I might get burned at the stake or chased out of town for this but I think it holds a lot of truth......

As I can tell, most of the responses and the OP are men. I am also male. We are working in an industry that has been taken over by women. Is that a bad thing? No, of course not but it has changed the industry and the clients expectations. We have to be honest with ourselves that our main client is the bride and if you havent noticed the bride (typically) is a woman. Women gravitate to women so they will gravitate to the emotional, sensitive, heart warming marketing.

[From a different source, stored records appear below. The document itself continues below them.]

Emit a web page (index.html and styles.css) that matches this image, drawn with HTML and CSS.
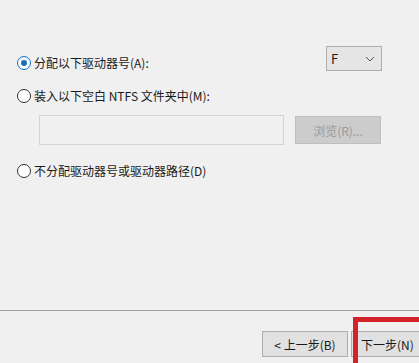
FILE: index.html
```html
<!DOCTYPE html>
<html lang="zh-CN">
<head>
    <meta charset="UTF-8">
    <title>分配驱动器号或路径</title>
    <link rel="stylesheet" href="styles.css">
</head>
<body>
    <div class="wizard">
        <div class="content">
            <div class="drive-row">
                <label class="option">
                    <span class="radio checked"></span>
                    分配以下驱动器号(A):
                </label>
                <div class="combo">
                    <span>F</span>
                    <svg width="10" height="6" viewBox="0 0 10 6"><path d="M1 1 L5 5 L9 1" fill="none" stroke="#555" stroke-width="1"/></svg>
                </div>
            </div>

            <label class="option option-mount">
                <span class="radio"></span>
                装入以下空白 NTFS 文件夹中(M):
            </label>

            <div class="folder-row">
                <div class="folder-input"></div>
                <button class="btn btn-disabled">浏览(R)...</button>
            </div>

            <label class="option option-none">
                <span class="radio"></span>
                不分配驱动器号或驱动器路径(D)
            </label>
        </div>

        <div class="footer">
            <button class="btn btn-back">&lt; 上一步(B)</button>
            <button class="btn btn-next">下一步(N)</button>
        </div>

        <!-- marca roja sobre el botón siguiente -->
        <div class="highlight"></div>
    </div>
</body>
</html>
```

FILE: styles.css
```css
/* Estilos generales */
body {
    margin: 0;
    background: #f0f0f0;
    font-family: "Noto Sans CJK SC", "Liberation Sans", sans-serif;
    font-size: 12px;
    color: #1a1a1a;
    overflow: hidden;
}

.wizard {
    position: relative;
    height: 363px;
    overflow: hidden;
    display: flex;
    flex-direction: column;
}

.content {
    flex: 1;
    padding: 46px 0 0 17px;
}

/* Opciones */
.option {
    display: flex;
    align-items: center;
    gap: 3px;
    height: 18px;
    line-height: 18px;
}

.radio {
    width: 12px;
    height: 12px;
    border: 1px solid #333;
    border-radius: 50%;
    background: #fff;
    position: relative;
    flex: none;
}

.radio.checked {
    border-color: #0a6fc8;
}

.radio.checked::after {
    content: "";
    position: absolute;
    left: 3px;
    top: 3px;
    width: 6px;
    height: 6px;
    border-radius: 50%;
    background: #1a6fbd;
}

.drive-row {
    display: flex;
    align-items: flex-start;
}

.drive-row .option {
    margin-top: 8px;
}

.combo {
    margin-left: auto;
    margin-right: 37px;
    width: 56px;
    height: 25px;
    border: 1px solid #adadad;
    background: #e5e5e5;
    display: flex;
    align-items: center;
    justify-content: space-between;
    padding: 0 6px 0 4px;
    box-sizing: border-box;
    font-size: 13px;
}

.option-mount {
    margin-top: 15px;
}

.folder-row {
    display: flex;
    align-items: flex-start;
    margin-top: 10px;
    padding-left: 22px;
}

.folder-input {
    width: 245px;
    height: 30px;
    box-sizing: border-box;
    border: 1px solid #d4d4d4;
    background: #f0f0f0;
}

/* Botones */
.btn {
    font-family: inherit;
    font-size: 12px;
    border: 1px solid #adadad;
    background: #e1e1e1;
    color: #1a1a1a;
    height: 26px;
    padding: 0;
    box-sizing: border-box;
}

.btn-disabled {
    margin-left: 11px;
    margin-top: 1px;
    width: 86px;
    height: 28px;
    background: #cccccc;
    border-color: #bfbfbf;
    color: #9a9a9a;
}

.option-none {
    margin-top: 17px;
}

.footer {
    flex: none;
    height: 53px;
    box-sizing: border-box;
    border-top: 1px solid #a0a0a0;
    display: flex;
    align-items: flex-start;
    padding: 20px 0 0 262px;
    gap: 3px;
    overflow: hidden;
}

.btn-back {
    width: 86px;
    flex: none;
}

.btn-next {
    width: 86px;
    flex: none;
    text-align: left;
    padding-left: 9px;
}

.highlight {
    position: absolute;
    left: 353px;
    top: 317px;
    right: 0;
    bottom: 0;
    border: 5px solid #d3222b;
    border-right: none;
    border-bottom: none;
}
```
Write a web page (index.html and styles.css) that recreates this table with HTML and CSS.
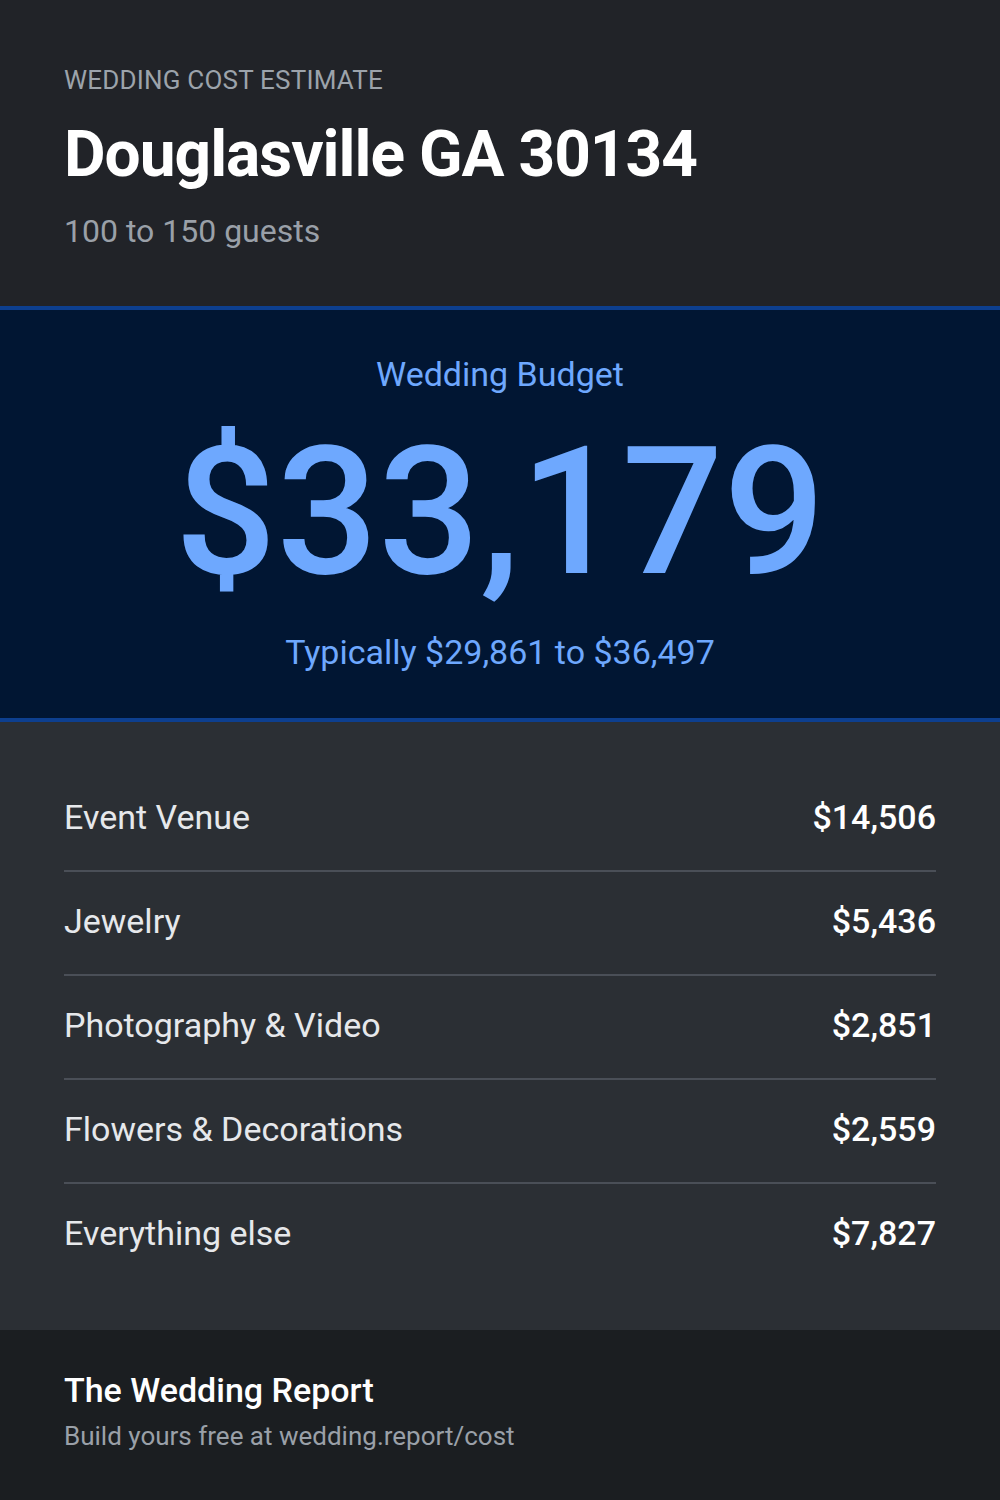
FILE: index.html
```html
<!DOCTYPE html>
<html lang="en">
<head>
    <meta charset="UTF-8">
    <meta name="viewport" content="width=device-width, initial-scale=1.0">
    <title>Wedding Cost Estimate</title>
    <link rel="stylesheet" href="styles.css">
</head>
<body>

<div id="card">
    <div id="header">
        <div class="eyebrow">WEDDING COST ESTIMATE</div>
        <div class="place">Douglasville GA 30134</div>
        <div class="guests">100 to 150 guests</div>
    </div>

    <div id="budget">
        <div class="budget-label">Wedding Budget</div>
        <div class="budget-total">$33,179</div>
        <div class="budget-range">Typically $29,861 to $36,497</div>
    </div>

    <div id="breakdown">
        <div class="line-item">
            <span class="item-name">Event Venue</span>
            <span class="item-cost">$14,506</span>
        </div>
        <div class="line-item">
            <span class="item-name">Jewelry</span>
            <span class="item-cost">$5,436</span>
        </div>
        <div class="line-item">
            <span class="item-name">Photography &amp; Video</span>
            <span class="item-cost">$2,851</span>
        </div>
        <div class="line-item">
            <span class="item-name">Flowers &amp; Decorations</span>
            <span class="item-cost">$2,559</span>
        </div>
        <div class="line-item">
            <span class="item-name">Everything else</span>
            <span class="item-cost">$7,827</span>
        </div>
    </div>

    <div id="footer">
        <div class="brand">The Wedding Report</div>
        <div class="cta">Build yours free at wedding.report/cost</div>
    </div>
</div>

</body>
</html>
```

FILE: styles.css
```css
body {
    margin: 0;
    font-family: Roboto, 'Liberation Sans', sans-serif;
    background: #1b1e21;
    color: white;
}

#card {
    width: 1000px;
    height: 1500px;
    display: flex;
    flex-direction: column;
}

#header {
    background: #212328;
    padding: 64px 64px 57px;
}
.eyebrow {
    font-size: 26px;
    line-height: 32px;
    letter-spacing: 0.2px;
    color: #9ca3ab;
}
.place {
    margin-top: 21px;
    font-size: 64px;
    line-height: 76px;
    font-weight: 700;
    letter-spacing: -1px;
    color: #ffffff;
}
.guests {
    margin-top: 20px;
    font-size: 32px;
    line-height: 36px;
    color: #9aa0a8;
}

#budget {
    background: #011633;
    border-top: 4px solid #0d3f8f;
    border-bottom: 4px solid #0d3f8f;
    padding: 44px 0 46px;
    text-align: center;
    color: #6ea8fe;
}
.budget-label {
    font-size: 34px;
    line-height: 40px;
}
.budget-total {
    margin-top: 30px;
    font-size: 179px;
    line-height: 176px;
    font-weight: 500;
}
.budget-range {
    margin-top: 32px;
    font-size: 34px;
    line-height: 40px;
}

#breakdown {
    background: #2b2f34;
    padding: 46px 64px 42px;
}
.line-item {
    display: flex;
    justify-content: space-between;
    align-items: center;
    padding: 30px 0 34px;
    line-height: 38px;
    border-bottom: 2px solid #4a4f57;
}
.line-item:last-child {
    border-bottom-color: transparent;
}
.item-name {
    font-size: 34px;
    color: #e6e8eb;
}
.item-cost {
    font-size: 34px;
    font-weight: 500;
    color: #ffffff;
}

#footer {
    flex: 1;
    background: #1b1e21;
    padding: 40px 64px 0;
}
.brand {
    font-size: 34px;
    line-height: 40px;
    font-weight: 500;
    color: #ffffff;
}
.cta {
    margin-top: 10px;
    font-size: 26px;
    line-height: 32px;
    color: #9aa0a8;
}
```
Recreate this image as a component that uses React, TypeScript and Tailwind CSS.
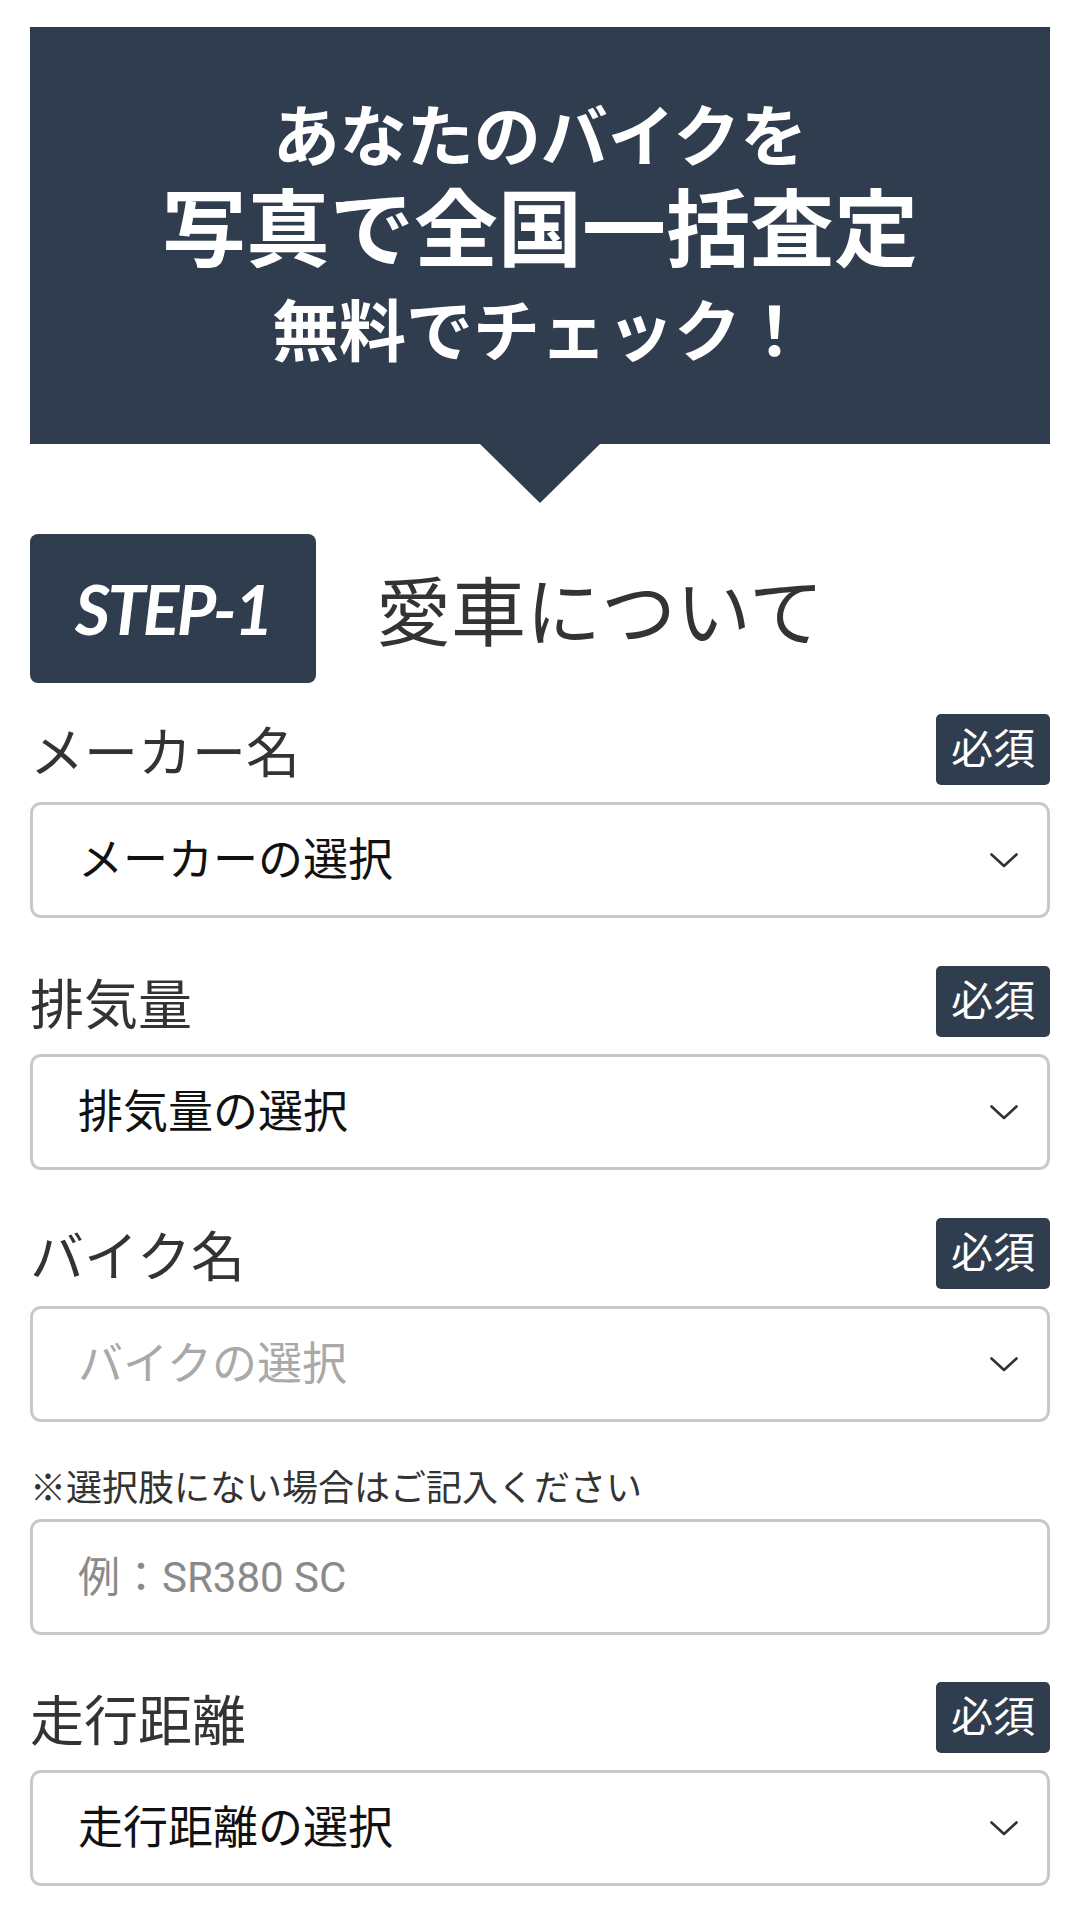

This is why blogs are so popular and people are writing them the way they are.
Im not saying this is true of ALL brides but when the majority of engaged women spend a year, two years or all the years prior to her engagement reading glossy pages of bridal magazines, fashion magazines and inspirational messages on women empowerment sites its no doubt they lean towards the utopian marketing of whats out there now. Women want to feel like their wedding was "the best ever" they want to feel special and to surround themselves with people who will stoke that fire.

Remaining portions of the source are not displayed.